# My two tiels are just not getting along



## Lillyvon (Apr 12, 2015)

They 'suffer' each other but really do not like each other. I'm thinking of selling her as we had him first and he's more trained but I feel terribly guilty. Does anyone just have one cockatiel or is having them on their own a bad idea? I work from home so I'm always here. She is a real sweetie with my partner and I - but bullies my male Ringo and I don't like it. They are never going to love each other. Any suggestions, advice - very welcome!


----------



## Tacotielca (Dec 3, 2013)

Hi. So sorry to hear that your tiels aren't getting along. I can't be of any help as I only have one.

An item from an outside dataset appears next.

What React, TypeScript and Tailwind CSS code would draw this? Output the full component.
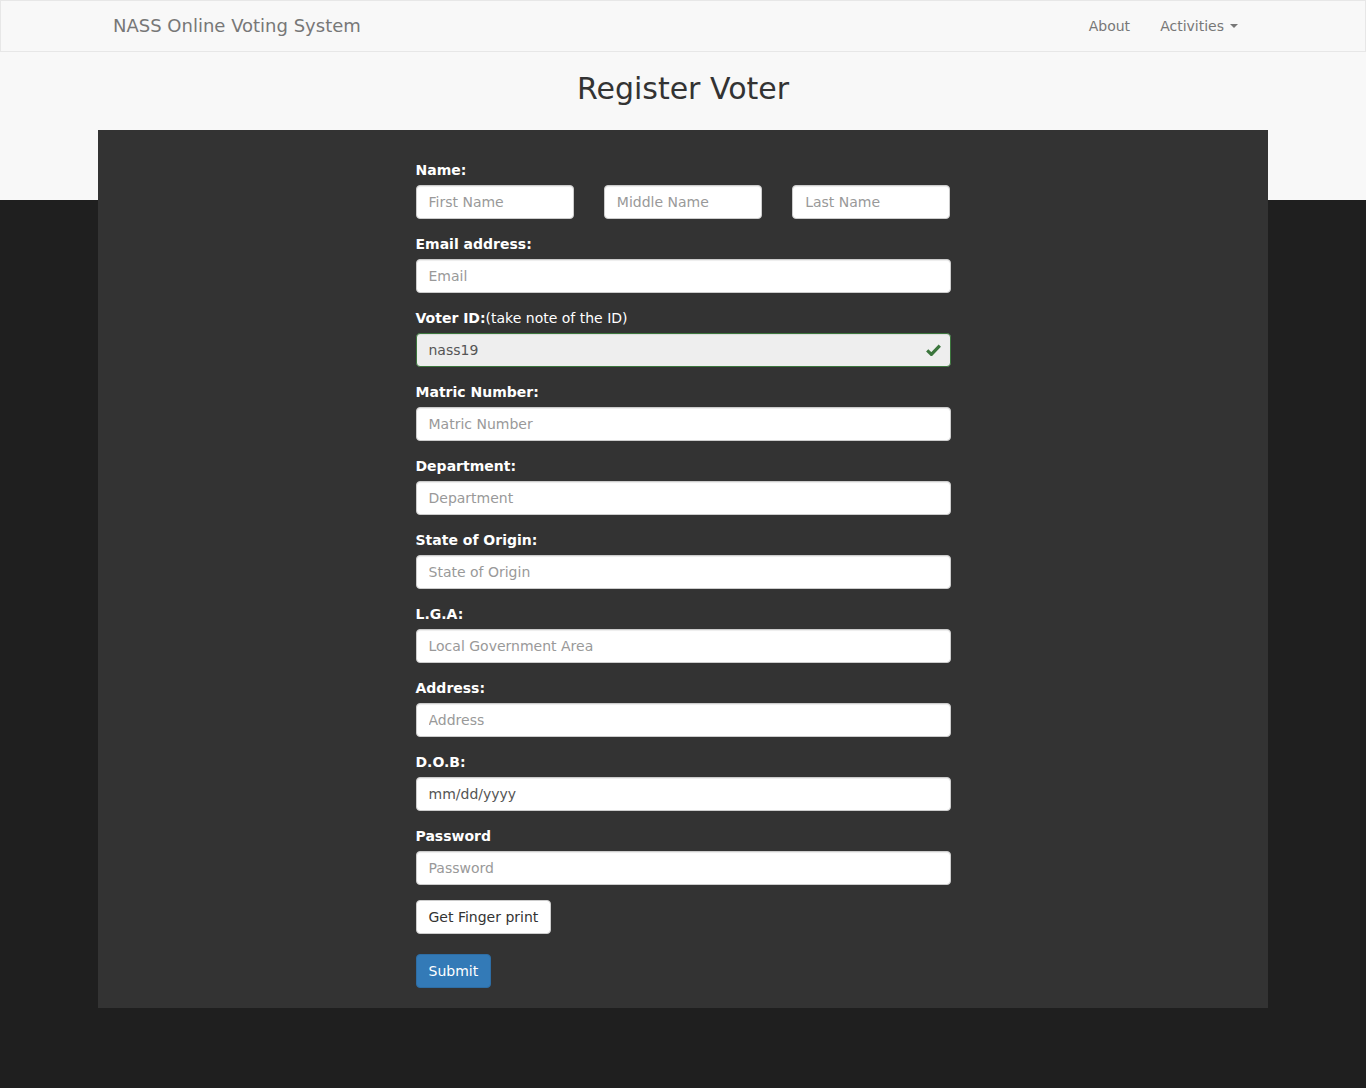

Sometimes, I feel guilty for having only one... so there you go, which is better??? It's so hard to decide as in your situation, two is not working out the best. I hope you figure something out.


----------



## Brandon2k14 (Nov 26, 2014)

I only have 1 but im getting another maybe this week if they have seperate cages then you could take one lut at a time i hope mine get along


----------



## Tacotielca (Dec 3, 2013)

Lillyvon - I forgot to mention that about a year ago we got a GC Conure thinking that having two would be nice. However, we ended up adopting her out because she and Taco didn't get along. We were really feeling quilty as well because taking them out took twice the time as they needed to be out separately. I was really noticing that Taco was jealous (or not happy) so we didn't keep the conure. She went to a really nice family who just adores her and we were able to connect with them a couple of times to see how she was doing.


----------



## eduardo (Jan 27, 2012)

How long have your tiels been together? Mine went through a phase when they couldn't stand each other, but they are fine now.


----------



## Darkel777 (Jun 7, 2013)

In my experience, cockatiels do not get along after first meeting. If you keep them in separate cages side by side or in a very large flight cage where each can get away from one another they will usually grow together. It can take a period of months before they're comfortable with company.


----------



## Lillyvon (Apr 12, 2015)

Thanks everyone - all good advice. I've had Ringo for 3 months - Lucy for 1 and a half month so yes still early days. I do have another cage so I'm going to try that and seperate them as I REALLY do not want to sell her - she's such a sweetie - just not to Ringo.

I'll keep you all up to date and time will tell.

Thanks again.


----------